Although, as Éire was a British Dominion, the Irish had remained British subjects with the rights to free movement into and abode in the United Kingdom, Éire had refused to join the British war effort in 1939, remaining neutral through the Second World War, and controls were introduced on movements between Éire and the United Kingdom in September 1939. From June 1940, the British Government also required a permit for any travel to or from Ireland. The Government of Éire restricted travel to the United Kingdom to those travelling for employment, and barred entry from the United Kingdom except by British subjects (including Irish persons). The British Government's permit requirement was allowed to lapse in 1947, and the Government of Éire permitted foreign nationals to enter via the United Kingdom from December 1946. However, the immigration controls Britain introduced in September 1939, for arrivals from Éire, remained in place until an unpublicised agreement between the governments of the United Kingdom and the Republic of Ireland established the Common Travel Area, which ensured non-CUKC Irish Citizens would be able to freely enter, reside, and work in the United Kingdom even though the Republic of Ireland was not part of the new Commonwealth of Nations.

All CUKCs initially retained the right to enter and live in the UK. Immigration from the former colonies of the Commonwealth was restricted by Parliament in 1962. The Commonwealth Immigrants Act 1962, which resulted from racist anger at the increasing number of people of colour migrating from the colonies remaining British and from the Commonwealth countries, raised barriers to the immigration of Commonwealth citizens. It did, at least, ensure that certain colonials would remain Citizens of the United Kingdom and Colonies if their colonies chose independence. This was primarily for the benefit of ethnic-Indians in African colonies, such as Kenya, to ensure they would not be left stateless in case they were denied the citizenship of the newly independent countries.
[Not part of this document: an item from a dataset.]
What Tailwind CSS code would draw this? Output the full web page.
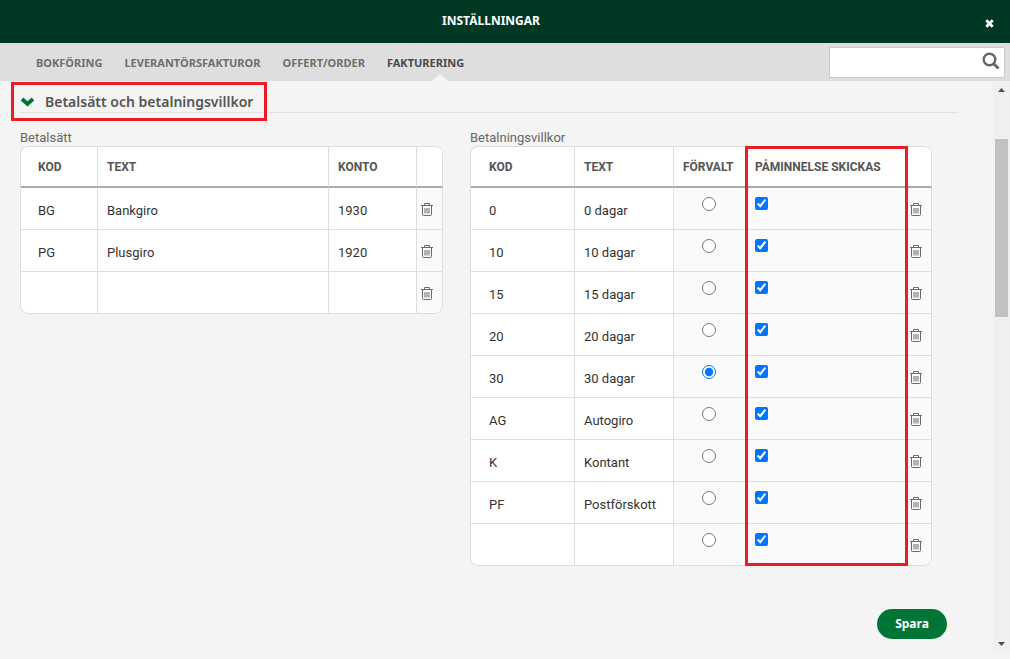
<!DOCTYPE html>
<html lang="sv">
<head>
<meta charset="utf-8">
<title>Inställningar</title>
<script src="https://cdn.jsdelivr.net/npm/@tailwindcss/browser@4"></script>
</head>
<body class="flex min-h-screen flex-col bg-[#f4f4f4] font-['Roboto',sans-serif] text-[13px] leading-4 text-[#333]">
<svg class="hidden" aria-hidden="true">
  <symbol id="trash" viewBox="0 0 12 13"><path d="M0 2.500h12M3.500 2V.5h5V2M1.500 3v8.500q0 1 1 1h7q1 0 1-1V3M4 5v5.500M6 5v5.500M8 5v5.500" fill="none" stroke="#6a6a6a" stroke-width="1"/></symbol>
</svg>

<header class="grid h-[43px] grid-cols-[1fr_auto_1fr] items-center bg-[#003824] px-4 text-white">
  <h1 class="col-start-2 pr-7 pb-0.5 font-['Noto_Sans',sans-serif] text-[12px] leading-4 font-bold">INSTÄLLNINGAR</h1>
  <button type="button" aria-label="Stäng" class="mt-1 justify-self-end">
    <svg class="size-[9px]" viewBox="0 0 9 9"><path d="M1.300 1.300l6.400 6.400M7.700 1.300L1.300 7.700" stroke="#fff" stroke-width="2.800"/></svg>
  </button>
</header>

<nav class="flex h-[38px] items-center justify-between bg-[#dedede] pr-[5px] pl-9">
  <div class="flex h-full items-stretch gap-[22px] font-['Noto_Sans',sans-serif] text-[11px] font-bold text-[#706f6b]">
    <a href="#" class="flex items-center pt-px">BOKFÖRING</a>
    <a href="#" class="flex items-center pt-px">LEVERANTÖRSFAKTUROR</a>
    <a href="#" class="flex items-center pt-px">OFFERT/ORDER</a>
    <a href="#" aria-current="page" class="relative flex items-center pt-px text-[#4a4a48]">FAKTURERING
      <svg class="absolute bottom-0 left-[45px] h-[7px] w-4" viewBox="0 0 16 7"><path d="M0 7L8 0l8 7z" fill="#f4f4f4"/></svg>
    </a>
  </div>
  <form class="flex h-[31px] w-44 items-center rounded-xs border border-[#c8c8c8] bg-white pr-1">
    <input type="search" aria-label="Sök" class="h-full min-w-0 flex-1 px-2 outline-none">
    <button type="button" aria-label="Sök"><svg class="mb-0.5 size-[18px]" viewBox="0 0 18 18" fill="none" stroke="#666"><circle cx="7.500" cy="7.500" r="5.800" stroke-width="2.400"/><path d="M12 12l4.500 4.500" stroke-width="2.800"/></svg></button>
  </form>
</nav>

<div class="flex flex-1 pb-[7px]">
  <main class="flex-1 pr-[35px] pl-5">
    <h2 class="relative flex h-8 items-center border-b border-[#e2e2e2] pt-2.5 font-['Noto_Sans',sans-serif] text-[14px] leading-5 font-semibold text-[#555]">
      <button type="button" aria-expanded="true" class="flex items-center gap-2.5">
        <svg class="h-[10px] w-[15px]" viewBox="0 0 15 10"><path d="M2 2l5.500 5L13 2" fill="none" stroke="#007535" stroke-width="3.800"/></svg>
        Betalsätt och betalningsvillkor
      </button>
      <span class="pointer-events-none absolute top-px -left-[9px] h-[39px] w-64 border-3 border-[#ed1c24]"></span>
    </h2>

    <div class="flex items-start gap-[27px] pt-[17px]">
      <section>
        <h3 id="methods" class="h-4 text-[#666]">Betalsätt</h3>
        <table aria-labelledby="methods" class="w-[423px] table-fixed border-separate border-spacing-0 overflow-hidden rounded-[8px] border-t border-l border-[#ddd] bg-white text-left [&_td]:h-[42px] [&_td]:border-r [&_td]:border-b [&_td]:border-[#ddd] [&_td]:pt-[5px] [&_td]:pl-[9px] [&_td:first-child]:pl-[17px] [&_td:last-child]:bg-[#fafafa] [&_td:last-child]:pt-0.5 [&_td:last-child]:pl-1 [&_th]:h-[41px] [&_th]:border-r [&_th]:border-b-2 [&_th]:border-r-[#ddd] [&_th]:border-b-[#aaa] [&_th]:pl-[9px] [&_th]:text-[12px] [&_th]:font-bold [&_th]:text-[#555] [&_th:first-child]:pl-[17px]">
          <colgroup><col class="w-[77px]"><col class="w-[231px]"><col class="w-[88px]"><col class="w-[26px]"></colgroup>
          <thead><tr><th>KOD</th><th>TEXT</th><th>KONTO</th><th></th></tr></thead>
          <tbody>
            <tr><td>BG</td><td>Bankgiro</td><td>1930</td><td><button type="button" aria-label="Ta bort BG" class="block"><svg class="h-[13px] w-3"><use href="#trash"/></svg></button></td></tr>
            <tr><td>PG</td><td>Plusgiro</td><td>1920</td><td><button type="button" aria-label="Ta bort PG" class="block"><svg class="h-[13px] w-3"><use href="#trash"/></svg></button></td></tr>
            <tr><td class="rounded-bl-[8px]"></td><td></td><td></td><td class="rounded-br-[8px]"><button type="button" aria-label="Ta bort tom rad" class="block"><svg class="h-[13px] w-3"><use href="#trash"/></svg></button></td></tr>
          </tbody>
        </table>
      </section>

      <section>
        <h3 id="terms" class="h-4 text-[#666]">Betalningsvillkor</h3>
        <div class="relative">
          <table aria-labelledby="terms" class="w-[462px] table-fixed border-separate border-spacing-0 overflow-hidden rounded-[8px] border-t border-l border-[#ddd] bg-white text-left [&_input]:block [&_input]:size-[13px] [&_input]:accent-[#0075ff] [&_input[type=radio]]:mx-auto [&_input[type=radio]]:size-[14px] [&_td]:h-[42px] [&_td]:border-r [&_td]:border-b [&_td]:border-[#ddd] [&_td]:pt-1 [&_td]:pl-[9px] [&_td:first-child]:pl-[18px] [&_td:last-child]:bg-[#fafafa] [&_td:last-child]:pt-px [&_td:last-child]:pl-1 [&_td:nth-child(3)]:bg-[#fafafa] [&_td:nth-child(3)]:pr-0.5 [&_td:nth-child(3)]:pl-0 [&_td:nth-child(3)]:pt-[9px] [&_td:nth-child(3)]:align-top [&_td:nth-child(4)]:bg-[#fafafa] [&_td:nth-child(4)]:pt-[9px] [&_td:nth-child(4)]:align-top [&_th]:h-[41px] [&_th]:border-r [&_th]:border-b-2 [&_th]:border-r-[#ddd] [&_th]:border-b-[#aaa] [&_th]:pl-[9px] [&_th]:text-[12px] [&_th]:font-bold [&_th]:text-[#555] [&_th:first-child]:pl-[18px]">
            <colgroup><col class="w-[104px]"><col class="w-[99px]"><col class="w-[72px]"><col class="w-[160px]"><col class="w-[26px]"></colgroup>
            <thead><tr><th>KOD</th><th>TEXT</th><th>FÖRVALT</th><th>PÅMINNELSE SKICKAS</th><th></th></tr></thead>
            <tbody>
              <tr><td>0</td><td>0 dagar</td><td><input type="radio" name="default" aria-label="Förvalt: 0 dagar"></td><td><input type="checkbox" checked aria-label="Påminnelse skickas: 0 dagar"></td><td><button type="button" aria-label="Ta bort 0" class="block"><svg class="h-[13px] w-3"><use href="#trash"/></svg></button></td></tr>
              <tr><td>10</td><td>10 dagar</td><td><input type="radio" name="default" aria-label="Förvalt: 10 dagar"></td><td><input type="checkbox" checked aria-label="Påminnelse skickas: 10 dagar"></td><td><button type="button" aria-label="Ta bort 10" class="block"><svg class="h-[13px] w-3"><use href="#trash"/></svg></button></td></tr>
              <tr><td>15</td><td>15 dagar</td><td><input type="radio" name="default" aria-label="Förvalt: 15 dagar"></td><td><input type="checkbox" checked aria-label="Påminnelse skickas: 15 dagar"></td><td><button type="button" aria-label="Ta bort 15" class="block"><svg class="h-[13px] w-3"><use href="#trash"/></svg></button></td></tr>
              <tr><td>20</td><td>20 dagar</td><td><input type="radio" name="default" aria-label="Förvalt: 20 dagar"></td><td><input type="checkbox" checked aria-label="Påminnelse skickas: 20 dagar"></td><td><button type="button" aria-label="Ta bort 20" class="block"><svg class="h-[13px] w-3"><use href="#trash"/></svg></button></td></tr>
              <tr><td>30</td><td>30 dagar</td><td><input type="radio" name="default" checked aria-label="Förvalt: 30 dagar"></td><td><input type="checkbox" checked aria-label="Påminnelse skickas: 30 dagar"></td><td><button type="button" aria-label="Ta bort 30" class="block"><svg class="h-[13px] w-3"><use href="#trash"/></svg></button></td></tr>
              <tr><td>AG</td><td>Autogiro</td><td><input type="radio" name="default" aria-label="Förvalt: Autogiro"></td><td><input type="checkbox" checked aria-label="Påminnelse skickas: Autogiro"></td><td><button type="button" aria-label="Ta bort AG" class="block"><svg class="h-[13px] w-3"><use href="#trash"/></svg></button></td></tr>
              <tr><td>K</td><td>Kontant</td><td><input type="radio" name="default" aria-label="Förvalt: Kontant"></td><td><input type="checkbox" checked aria-label="Påminnelse skickas: Kontant"></td><td><button type="button" aria-label="Ta bort K" class="block"><svg class="h-[13px] w-3"><use href="#trash"/></svg></button></td></tr>
              <tr><td>PF</td><td>Postförskott</td><td><input type="radio" name="default" aria-label="Förvalt: Postförskott"></td><td><input type="checkbox" checked aria-label="Påminnelse skickas: Postförskott"></td><td><button type="button" aria-label="Ta bort PF" class="block"><svg class="h-[13px] w-3"><use href="#trash"/></svg></button></td></tr>
              <tr><td class="rounded-bl-[8px]"></td><td></td><td><input type="radio" name="default" aria-label="Förvalt: ny rad"></td><td><input type="checkbox" checked aria-label="Påminnelse skickas: ny rad"></td><td class="rounded-br-[8px]"><button type="button" aria-label="Ta bort tom rad" class="block"><svg class="h-[13px] w-3"><use href="#trash"/></svg></button></td></tr>
            </tbody>
          </table>
          <span class="pointer-events-none absolute inset-y-0 right-6 w-[163px] border-3 border-[#ed1c24]"></span>
        </div>
      </section>
    </div>

    <div class="flex justify-end pt-[43px] pr-[11px]">
      <button type="button" class="h-[30px] w-[70px] rounded-full bg-[#007535] font-['Noto_Sans',sans-serif] text-[12px] font-bold text-white">Spara</button>
    </div>
  </main>

  <div aria-hidden="true" class="flex w-[17px] flex-col items-center bg-[#f0f0f0] pt-[7px] pb-[6px]">
    <svg class="h-1 w-[7px]" viewBox="0 0 7 4"><path d="M0 4L3.500 0 7 4z" fill="#505050"/></svg>
    <div class="mt-[47px] h-[178px] w-[13px] bg-[#c1c1c1]"></div>
    <svg class="mt-auto h-1 w-[7px]" viewBox="0 0 7 4"><path d="M0 0l3.500 4L7 0z" fill="#505050"/></svg>
  </div>
</div>
</body>
</html>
Citizens of the new Commonwealth countries who had a qualifying link to the United Kingdom (who had been born in the United Kingdom, or who had a father or grandfather born in the United Kingdom) retained CUKC, becoming dual-nationals.

The British Nationality Act 1964 (an amendment to the 1948 Act) was passed to enable those who had renounced CUKC in order to obtain citizenship of another Commonwealth country to regain it, providing they had a father or grandfather born in the United Kingdom.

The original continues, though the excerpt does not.